— Begin —

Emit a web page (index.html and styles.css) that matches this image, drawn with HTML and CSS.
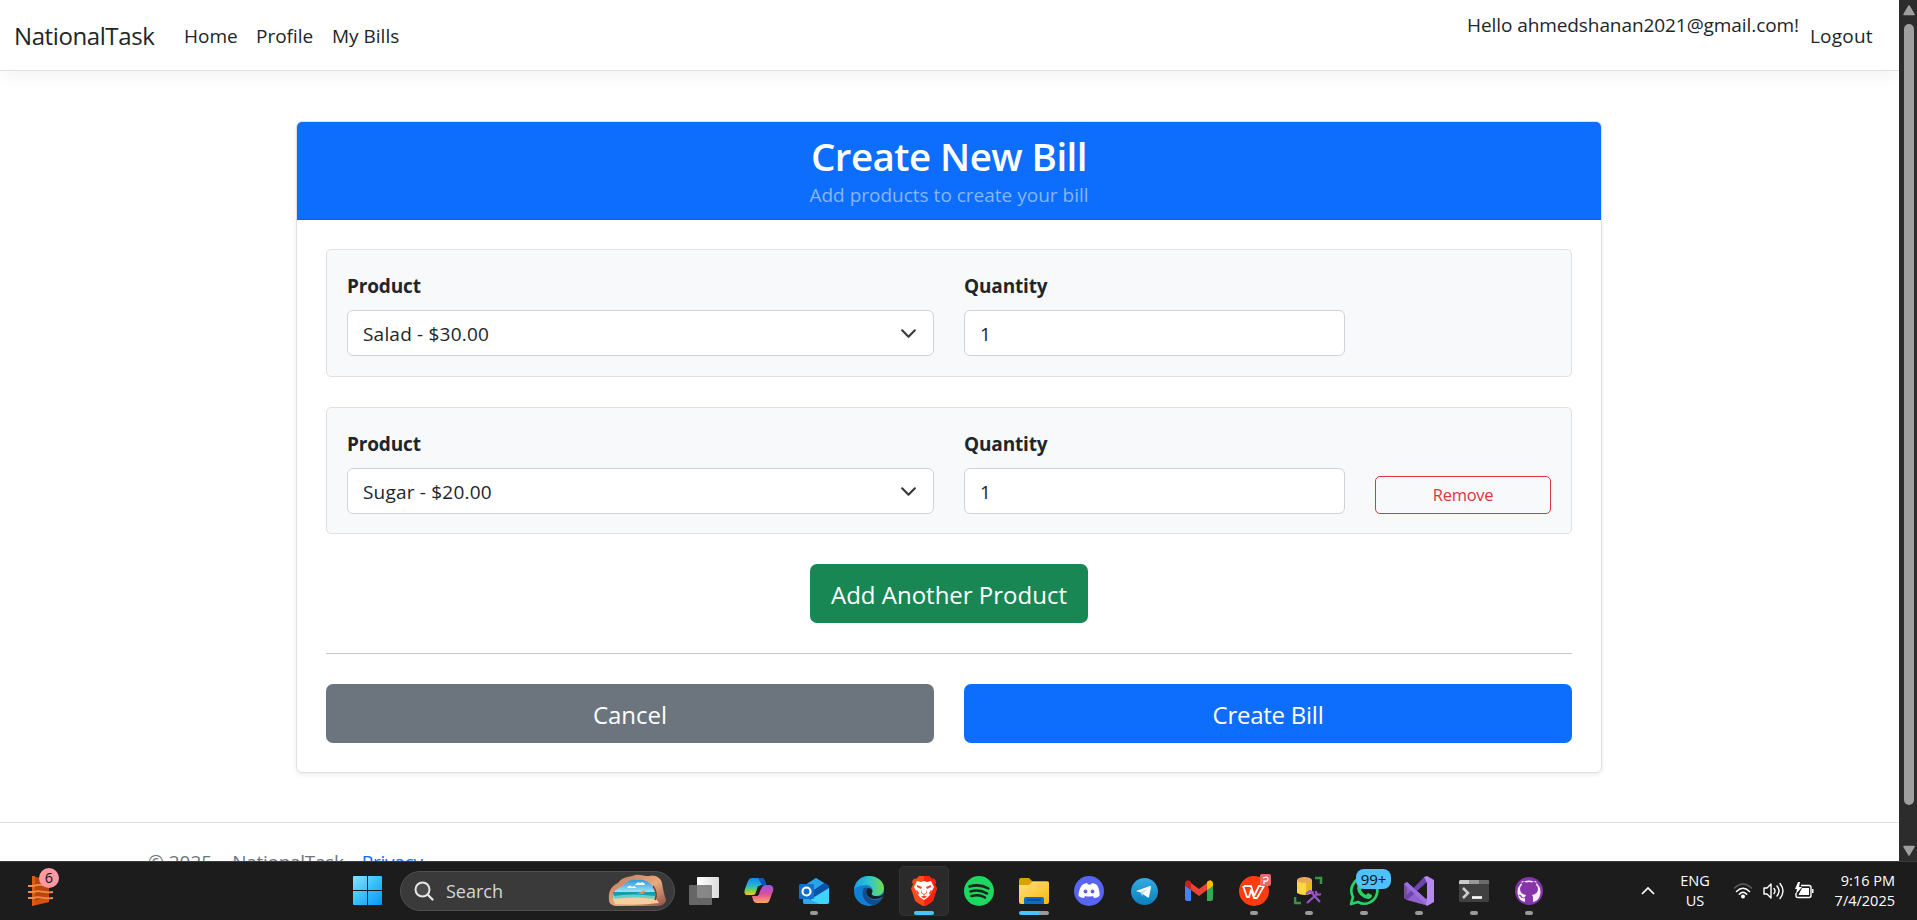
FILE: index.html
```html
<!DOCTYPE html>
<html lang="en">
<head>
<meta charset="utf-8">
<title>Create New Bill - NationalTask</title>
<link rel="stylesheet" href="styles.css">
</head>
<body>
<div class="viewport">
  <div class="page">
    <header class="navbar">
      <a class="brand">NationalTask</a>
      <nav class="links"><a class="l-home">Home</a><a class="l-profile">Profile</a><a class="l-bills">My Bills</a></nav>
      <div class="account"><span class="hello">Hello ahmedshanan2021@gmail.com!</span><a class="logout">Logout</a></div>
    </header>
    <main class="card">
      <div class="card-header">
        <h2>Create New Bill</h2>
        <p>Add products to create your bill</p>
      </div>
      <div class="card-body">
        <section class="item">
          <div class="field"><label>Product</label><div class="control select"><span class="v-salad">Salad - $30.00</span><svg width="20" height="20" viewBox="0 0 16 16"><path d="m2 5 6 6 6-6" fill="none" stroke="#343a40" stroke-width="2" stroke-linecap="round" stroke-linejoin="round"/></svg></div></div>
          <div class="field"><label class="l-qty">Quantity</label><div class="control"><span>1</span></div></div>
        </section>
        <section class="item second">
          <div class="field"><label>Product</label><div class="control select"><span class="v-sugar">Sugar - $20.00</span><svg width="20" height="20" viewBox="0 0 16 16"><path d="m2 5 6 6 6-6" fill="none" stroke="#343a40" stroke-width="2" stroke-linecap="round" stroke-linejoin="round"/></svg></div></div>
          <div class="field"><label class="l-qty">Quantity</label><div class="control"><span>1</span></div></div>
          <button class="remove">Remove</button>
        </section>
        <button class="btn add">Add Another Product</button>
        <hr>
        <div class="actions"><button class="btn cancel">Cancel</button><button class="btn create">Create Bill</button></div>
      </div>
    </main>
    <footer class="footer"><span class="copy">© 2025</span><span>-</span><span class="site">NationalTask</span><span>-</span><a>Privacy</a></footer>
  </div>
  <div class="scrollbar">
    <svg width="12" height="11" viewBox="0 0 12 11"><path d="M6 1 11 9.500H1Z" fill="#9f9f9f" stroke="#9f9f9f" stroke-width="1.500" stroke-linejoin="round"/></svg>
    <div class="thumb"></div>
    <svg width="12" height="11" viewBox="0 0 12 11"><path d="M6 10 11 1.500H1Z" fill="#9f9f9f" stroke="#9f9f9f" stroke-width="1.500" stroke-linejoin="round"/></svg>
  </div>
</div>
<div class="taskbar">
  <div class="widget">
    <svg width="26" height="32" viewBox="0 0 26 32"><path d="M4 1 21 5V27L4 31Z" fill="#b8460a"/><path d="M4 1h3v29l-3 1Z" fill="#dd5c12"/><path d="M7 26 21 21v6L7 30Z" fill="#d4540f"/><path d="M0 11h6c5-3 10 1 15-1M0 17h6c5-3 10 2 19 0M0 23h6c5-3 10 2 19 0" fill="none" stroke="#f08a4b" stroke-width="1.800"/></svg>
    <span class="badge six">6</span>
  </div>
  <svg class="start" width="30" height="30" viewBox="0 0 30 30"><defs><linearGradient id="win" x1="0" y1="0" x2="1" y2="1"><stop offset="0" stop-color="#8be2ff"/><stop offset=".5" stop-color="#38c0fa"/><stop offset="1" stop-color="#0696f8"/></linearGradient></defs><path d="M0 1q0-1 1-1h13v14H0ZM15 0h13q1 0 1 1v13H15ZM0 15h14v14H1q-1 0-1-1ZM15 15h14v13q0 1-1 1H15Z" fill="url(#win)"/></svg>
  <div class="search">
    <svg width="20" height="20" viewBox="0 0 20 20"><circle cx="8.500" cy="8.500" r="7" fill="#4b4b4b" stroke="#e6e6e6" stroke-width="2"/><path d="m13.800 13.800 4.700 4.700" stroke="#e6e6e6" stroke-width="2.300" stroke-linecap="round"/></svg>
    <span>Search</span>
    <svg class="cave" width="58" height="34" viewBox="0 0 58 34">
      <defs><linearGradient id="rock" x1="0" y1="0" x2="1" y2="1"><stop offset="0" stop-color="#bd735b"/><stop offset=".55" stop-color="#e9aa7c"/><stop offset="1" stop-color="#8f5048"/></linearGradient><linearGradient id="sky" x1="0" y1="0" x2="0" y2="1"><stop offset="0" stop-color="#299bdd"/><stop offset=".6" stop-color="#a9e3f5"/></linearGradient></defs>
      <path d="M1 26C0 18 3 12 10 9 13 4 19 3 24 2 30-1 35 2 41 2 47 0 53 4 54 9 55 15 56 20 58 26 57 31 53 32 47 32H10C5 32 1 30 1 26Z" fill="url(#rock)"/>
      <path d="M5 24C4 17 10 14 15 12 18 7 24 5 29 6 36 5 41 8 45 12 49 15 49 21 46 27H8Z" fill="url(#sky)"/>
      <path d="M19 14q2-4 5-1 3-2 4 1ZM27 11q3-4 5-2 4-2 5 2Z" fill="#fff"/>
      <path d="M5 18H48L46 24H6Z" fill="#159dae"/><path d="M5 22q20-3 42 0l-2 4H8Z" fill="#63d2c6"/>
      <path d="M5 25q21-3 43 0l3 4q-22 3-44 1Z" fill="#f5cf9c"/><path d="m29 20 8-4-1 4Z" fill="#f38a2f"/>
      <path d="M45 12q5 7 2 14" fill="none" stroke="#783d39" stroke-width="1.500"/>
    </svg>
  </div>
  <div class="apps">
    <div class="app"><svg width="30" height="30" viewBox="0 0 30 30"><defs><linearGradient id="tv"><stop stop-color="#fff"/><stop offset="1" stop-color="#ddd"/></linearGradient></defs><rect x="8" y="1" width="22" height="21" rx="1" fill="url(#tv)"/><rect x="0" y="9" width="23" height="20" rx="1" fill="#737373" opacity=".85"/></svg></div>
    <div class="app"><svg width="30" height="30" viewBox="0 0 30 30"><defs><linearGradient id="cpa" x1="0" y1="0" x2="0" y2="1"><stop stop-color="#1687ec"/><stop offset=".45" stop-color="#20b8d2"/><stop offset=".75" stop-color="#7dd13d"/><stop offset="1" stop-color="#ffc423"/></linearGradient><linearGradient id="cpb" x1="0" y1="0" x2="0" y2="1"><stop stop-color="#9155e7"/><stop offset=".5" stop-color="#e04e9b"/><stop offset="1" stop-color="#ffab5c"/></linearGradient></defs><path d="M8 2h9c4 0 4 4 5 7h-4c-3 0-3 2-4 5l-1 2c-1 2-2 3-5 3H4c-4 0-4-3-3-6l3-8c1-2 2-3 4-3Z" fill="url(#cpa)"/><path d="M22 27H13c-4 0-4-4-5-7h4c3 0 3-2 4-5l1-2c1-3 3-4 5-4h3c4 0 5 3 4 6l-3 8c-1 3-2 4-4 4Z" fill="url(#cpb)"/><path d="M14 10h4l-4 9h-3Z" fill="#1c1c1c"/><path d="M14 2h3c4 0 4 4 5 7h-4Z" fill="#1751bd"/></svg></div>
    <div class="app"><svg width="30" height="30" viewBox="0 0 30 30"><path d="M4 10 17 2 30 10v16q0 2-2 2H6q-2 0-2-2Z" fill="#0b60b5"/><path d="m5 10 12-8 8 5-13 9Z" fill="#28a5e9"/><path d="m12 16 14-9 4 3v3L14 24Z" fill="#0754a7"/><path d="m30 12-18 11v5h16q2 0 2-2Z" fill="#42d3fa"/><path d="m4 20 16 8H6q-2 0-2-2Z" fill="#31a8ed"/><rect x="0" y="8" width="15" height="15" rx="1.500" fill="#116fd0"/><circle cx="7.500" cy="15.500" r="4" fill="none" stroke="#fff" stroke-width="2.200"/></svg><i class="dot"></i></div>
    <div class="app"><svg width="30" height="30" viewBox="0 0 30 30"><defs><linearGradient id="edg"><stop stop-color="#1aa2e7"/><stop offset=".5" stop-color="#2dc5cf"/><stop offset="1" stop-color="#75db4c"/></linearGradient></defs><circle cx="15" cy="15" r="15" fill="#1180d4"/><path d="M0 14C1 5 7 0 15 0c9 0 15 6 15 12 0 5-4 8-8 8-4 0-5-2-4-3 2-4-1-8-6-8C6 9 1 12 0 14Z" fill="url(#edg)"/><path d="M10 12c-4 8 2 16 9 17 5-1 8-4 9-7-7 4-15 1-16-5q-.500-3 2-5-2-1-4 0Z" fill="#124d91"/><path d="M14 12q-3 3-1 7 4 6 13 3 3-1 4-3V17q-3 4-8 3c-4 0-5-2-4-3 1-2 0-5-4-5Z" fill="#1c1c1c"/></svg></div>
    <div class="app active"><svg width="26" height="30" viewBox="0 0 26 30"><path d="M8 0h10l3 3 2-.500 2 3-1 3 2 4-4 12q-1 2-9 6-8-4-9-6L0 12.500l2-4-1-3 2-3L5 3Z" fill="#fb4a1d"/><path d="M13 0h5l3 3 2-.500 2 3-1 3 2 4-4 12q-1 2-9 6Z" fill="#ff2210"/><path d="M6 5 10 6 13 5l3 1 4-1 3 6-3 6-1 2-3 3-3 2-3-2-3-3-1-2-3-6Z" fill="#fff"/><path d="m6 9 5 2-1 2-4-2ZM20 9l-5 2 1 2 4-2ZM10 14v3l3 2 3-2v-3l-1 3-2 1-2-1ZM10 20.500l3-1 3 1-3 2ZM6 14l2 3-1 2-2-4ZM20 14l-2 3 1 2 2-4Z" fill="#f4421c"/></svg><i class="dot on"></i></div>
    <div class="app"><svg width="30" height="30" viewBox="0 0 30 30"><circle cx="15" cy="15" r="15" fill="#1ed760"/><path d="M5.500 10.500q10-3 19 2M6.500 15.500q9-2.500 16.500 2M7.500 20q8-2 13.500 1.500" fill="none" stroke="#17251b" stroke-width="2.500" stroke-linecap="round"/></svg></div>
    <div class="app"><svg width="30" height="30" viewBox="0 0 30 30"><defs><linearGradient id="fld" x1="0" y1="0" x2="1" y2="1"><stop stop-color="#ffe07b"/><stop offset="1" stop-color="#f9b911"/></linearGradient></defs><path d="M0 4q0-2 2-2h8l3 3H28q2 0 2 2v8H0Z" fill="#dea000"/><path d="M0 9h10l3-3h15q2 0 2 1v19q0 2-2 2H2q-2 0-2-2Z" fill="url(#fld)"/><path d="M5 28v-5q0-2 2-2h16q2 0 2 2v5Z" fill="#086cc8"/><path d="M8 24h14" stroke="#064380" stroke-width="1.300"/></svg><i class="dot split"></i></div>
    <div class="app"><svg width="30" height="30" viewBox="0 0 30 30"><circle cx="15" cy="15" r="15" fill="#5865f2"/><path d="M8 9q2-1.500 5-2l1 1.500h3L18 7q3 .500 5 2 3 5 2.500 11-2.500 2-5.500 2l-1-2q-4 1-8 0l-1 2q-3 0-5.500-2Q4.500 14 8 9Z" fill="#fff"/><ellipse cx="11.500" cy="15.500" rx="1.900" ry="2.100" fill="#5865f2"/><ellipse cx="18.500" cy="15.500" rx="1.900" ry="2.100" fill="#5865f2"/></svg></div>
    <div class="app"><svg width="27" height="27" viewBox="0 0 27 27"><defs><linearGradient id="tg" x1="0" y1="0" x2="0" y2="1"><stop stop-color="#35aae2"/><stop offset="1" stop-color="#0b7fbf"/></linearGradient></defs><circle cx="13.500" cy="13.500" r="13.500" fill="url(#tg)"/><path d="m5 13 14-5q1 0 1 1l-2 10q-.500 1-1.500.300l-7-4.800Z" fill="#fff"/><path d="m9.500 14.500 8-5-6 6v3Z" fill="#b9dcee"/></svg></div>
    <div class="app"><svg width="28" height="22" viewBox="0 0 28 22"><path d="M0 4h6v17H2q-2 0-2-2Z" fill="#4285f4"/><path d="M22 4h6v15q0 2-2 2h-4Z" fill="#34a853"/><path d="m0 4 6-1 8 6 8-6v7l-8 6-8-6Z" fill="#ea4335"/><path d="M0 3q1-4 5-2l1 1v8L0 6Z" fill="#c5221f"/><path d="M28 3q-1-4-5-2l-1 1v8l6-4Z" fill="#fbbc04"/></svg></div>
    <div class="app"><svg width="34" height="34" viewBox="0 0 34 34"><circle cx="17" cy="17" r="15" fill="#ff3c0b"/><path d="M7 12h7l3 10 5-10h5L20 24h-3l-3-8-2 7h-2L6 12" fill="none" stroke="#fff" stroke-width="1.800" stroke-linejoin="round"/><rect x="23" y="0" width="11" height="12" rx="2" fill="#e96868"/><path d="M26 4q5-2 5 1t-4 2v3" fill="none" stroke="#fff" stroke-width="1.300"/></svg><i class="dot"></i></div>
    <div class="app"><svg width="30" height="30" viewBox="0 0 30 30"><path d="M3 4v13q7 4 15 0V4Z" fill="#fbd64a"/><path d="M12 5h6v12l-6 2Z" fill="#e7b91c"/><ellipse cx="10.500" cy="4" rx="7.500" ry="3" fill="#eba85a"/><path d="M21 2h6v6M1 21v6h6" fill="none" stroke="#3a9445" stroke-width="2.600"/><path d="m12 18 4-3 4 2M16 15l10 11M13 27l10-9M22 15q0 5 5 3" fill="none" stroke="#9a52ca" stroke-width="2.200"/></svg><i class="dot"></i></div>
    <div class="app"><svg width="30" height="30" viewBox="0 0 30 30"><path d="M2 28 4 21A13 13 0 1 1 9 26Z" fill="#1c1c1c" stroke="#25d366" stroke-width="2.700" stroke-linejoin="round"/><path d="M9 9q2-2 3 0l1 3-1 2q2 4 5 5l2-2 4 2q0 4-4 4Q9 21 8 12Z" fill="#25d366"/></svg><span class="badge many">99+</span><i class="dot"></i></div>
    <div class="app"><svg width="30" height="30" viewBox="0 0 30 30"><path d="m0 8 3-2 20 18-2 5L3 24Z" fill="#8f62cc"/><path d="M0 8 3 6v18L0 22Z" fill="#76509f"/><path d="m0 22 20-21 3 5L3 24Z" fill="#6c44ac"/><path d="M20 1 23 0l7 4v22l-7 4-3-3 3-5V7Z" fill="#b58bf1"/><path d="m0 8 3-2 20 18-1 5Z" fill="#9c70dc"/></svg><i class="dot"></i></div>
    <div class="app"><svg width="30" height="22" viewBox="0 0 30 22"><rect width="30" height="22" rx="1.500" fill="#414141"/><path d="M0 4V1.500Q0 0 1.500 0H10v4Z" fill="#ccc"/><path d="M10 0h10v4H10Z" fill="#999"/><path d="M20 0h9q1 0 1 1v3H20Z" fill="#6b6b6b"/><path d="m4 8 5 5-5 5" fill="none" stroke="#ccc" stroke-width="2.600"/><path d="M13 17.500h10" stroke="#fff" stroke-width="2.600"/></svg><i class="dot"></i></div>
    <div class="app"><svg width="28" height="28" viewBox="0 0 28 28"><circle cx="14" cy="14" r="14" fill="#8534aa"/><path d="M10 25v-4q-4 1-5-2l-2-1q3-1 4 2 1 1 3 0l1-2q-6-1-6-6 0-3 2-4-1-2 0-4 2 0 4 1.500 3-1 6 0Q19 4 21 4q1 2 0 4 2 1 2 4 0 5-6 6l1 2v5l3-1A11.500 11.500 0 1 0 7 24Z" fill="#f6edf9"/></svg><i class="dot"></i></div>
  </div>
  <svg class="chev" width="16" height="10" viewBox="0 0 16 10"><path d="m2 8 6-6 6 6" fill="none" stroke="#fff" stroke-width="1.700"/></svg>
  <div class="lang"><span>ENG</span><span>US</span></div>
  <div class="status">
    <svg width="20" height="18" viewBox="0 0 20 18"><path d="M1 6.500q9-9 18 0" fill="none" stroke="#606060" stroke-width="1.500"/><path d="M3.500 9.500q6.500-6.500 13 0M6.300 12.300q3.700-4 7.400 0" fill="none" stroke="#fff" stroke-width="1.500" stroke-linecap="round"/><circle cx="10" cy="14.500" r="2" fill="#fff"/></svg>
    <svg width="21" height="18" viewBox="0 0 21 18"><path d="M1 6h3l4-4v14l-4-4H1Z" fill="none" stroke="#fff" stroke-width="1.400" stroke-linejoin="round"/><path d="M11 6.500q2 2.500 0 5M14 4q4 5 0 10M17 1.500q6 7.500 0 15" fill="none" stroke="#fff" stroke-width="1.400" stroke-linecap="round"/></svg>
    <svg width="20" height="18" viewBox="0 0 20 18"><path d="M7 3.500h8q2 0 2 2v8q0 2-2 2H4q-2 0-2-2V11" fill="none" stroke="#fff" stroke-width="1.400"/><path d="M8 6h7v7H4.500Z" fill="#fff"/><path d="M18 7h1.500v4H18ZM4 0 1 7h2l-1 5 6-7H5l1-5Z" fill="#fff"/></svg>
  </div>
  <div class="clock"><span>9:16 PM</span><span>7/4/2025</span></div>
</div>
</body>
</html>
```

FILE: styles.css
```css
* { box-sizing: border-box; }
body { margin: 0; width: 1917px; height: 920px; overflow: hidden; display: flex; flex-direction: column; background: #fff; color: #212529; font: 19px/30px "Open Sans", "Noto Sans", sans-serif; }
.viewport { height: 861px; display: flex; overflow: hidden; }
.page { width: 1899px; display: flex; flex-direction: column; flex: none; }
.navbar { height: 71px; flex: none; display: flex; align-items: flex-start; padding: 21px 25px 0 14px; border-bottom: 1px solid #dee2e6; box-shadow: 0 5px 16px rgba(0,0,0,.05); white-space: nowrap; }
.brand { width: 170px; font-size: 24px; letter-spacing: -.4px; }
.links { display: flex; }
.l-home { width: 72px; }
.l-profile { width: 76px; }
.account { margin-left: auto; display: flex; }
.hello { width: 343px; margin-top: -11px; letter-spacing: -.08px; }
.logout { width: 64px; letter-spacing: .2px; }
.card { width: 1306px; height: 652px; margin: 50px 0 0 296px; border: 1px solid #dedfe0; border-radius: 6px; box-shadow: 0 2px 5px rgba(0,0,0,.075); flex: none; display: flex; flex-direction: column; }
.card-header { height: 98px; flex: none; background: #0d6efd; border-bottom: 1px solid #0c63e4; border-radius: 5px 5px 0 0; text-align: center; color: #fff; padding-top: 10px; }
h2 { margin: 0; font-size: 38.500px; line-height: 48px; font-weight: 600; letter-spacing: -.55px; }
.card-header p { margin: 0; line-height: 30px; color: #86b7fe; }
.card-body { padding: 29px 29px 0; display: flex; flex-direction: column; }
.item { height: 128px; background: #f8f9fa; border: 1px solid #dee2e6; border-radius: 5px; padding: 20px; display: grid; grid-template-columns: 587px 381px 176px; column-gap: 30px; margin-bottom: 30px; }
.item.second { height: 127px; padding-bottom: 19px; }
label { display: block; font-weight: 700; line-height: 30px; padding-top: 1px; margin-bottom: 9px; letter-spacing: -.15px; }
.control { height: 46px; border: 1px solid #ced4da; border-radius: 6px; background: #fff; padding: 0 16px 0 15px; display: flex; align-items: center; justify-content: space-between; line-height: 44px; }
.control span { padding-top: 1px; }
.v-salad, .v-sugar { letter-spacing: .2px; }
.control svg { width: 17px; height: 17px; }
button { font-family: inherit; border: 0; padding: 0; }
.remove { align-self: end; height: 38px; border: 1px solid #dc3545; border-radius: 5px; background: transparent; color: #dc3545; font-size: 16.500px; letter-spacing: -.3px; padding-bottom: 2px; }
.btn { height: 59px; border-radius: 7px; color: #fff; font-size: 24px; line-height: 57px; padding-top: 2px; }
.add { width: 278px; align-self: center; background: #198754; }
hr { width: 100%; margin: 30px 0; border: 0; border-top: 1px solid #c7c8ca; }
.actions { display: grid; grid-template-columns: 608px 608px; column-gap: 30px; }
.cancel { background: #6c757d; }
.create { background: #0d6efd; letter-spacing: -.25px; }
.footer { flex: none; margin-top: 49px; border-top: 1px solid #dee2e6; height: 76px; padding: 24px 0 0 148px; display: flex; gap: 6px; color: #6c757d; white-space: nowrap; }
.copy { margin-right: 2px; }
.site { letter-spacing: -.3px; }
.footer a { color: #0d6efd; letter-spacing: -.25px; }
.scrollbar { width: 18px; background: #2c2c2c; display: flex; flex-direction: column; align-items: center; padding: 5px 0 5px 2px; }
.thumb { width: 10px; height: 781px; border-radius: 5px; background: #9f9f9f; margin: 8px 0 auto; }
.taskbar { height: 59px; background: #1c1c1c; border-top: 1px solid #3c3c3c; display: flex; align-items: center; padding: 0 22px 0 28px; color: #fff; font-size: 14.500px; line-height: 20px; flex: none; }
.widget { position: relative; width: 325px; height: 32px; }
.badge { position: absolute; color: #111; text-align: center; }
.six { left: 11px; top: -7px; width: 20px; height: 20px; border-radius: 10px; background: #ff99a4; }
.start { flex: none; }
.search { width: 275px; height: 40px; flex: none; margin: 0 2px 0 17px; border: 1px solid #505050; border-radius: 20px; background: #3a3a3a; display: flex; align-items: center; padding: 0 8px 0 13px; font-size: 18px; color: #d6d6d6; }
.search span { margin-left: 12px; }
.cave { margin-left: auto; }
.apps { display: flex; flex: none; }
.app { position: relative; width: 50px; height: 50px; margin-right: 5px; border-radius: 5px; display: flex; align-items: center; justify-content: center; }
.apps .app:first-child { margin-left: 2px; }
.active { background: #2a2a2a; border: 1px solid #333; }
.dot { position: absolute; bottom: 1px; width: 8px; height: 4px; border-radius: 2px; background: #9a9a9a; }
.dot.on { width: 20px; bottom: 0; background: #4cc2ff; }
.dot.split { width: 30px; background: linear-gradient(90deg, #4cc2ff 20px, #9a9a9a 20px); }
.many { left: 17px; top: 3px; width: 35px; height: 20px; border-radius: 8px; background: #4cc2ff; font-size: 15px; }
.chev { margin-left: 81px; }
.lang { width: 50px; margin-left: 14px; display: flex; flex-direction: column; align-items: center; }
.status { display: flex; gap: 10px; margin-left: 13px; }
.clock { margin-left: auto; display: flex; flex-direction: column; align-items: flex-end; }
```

— End —

● EXERCISE OBJECTIVE
Look through the data and show every line containing "styles".

● FINAL RESULT
Emit a web page (index.html and styles.css) that matches this image, drawn with HTML and CSS.
<link rel="stylesheet" href="styles.css">
FILE: styles.css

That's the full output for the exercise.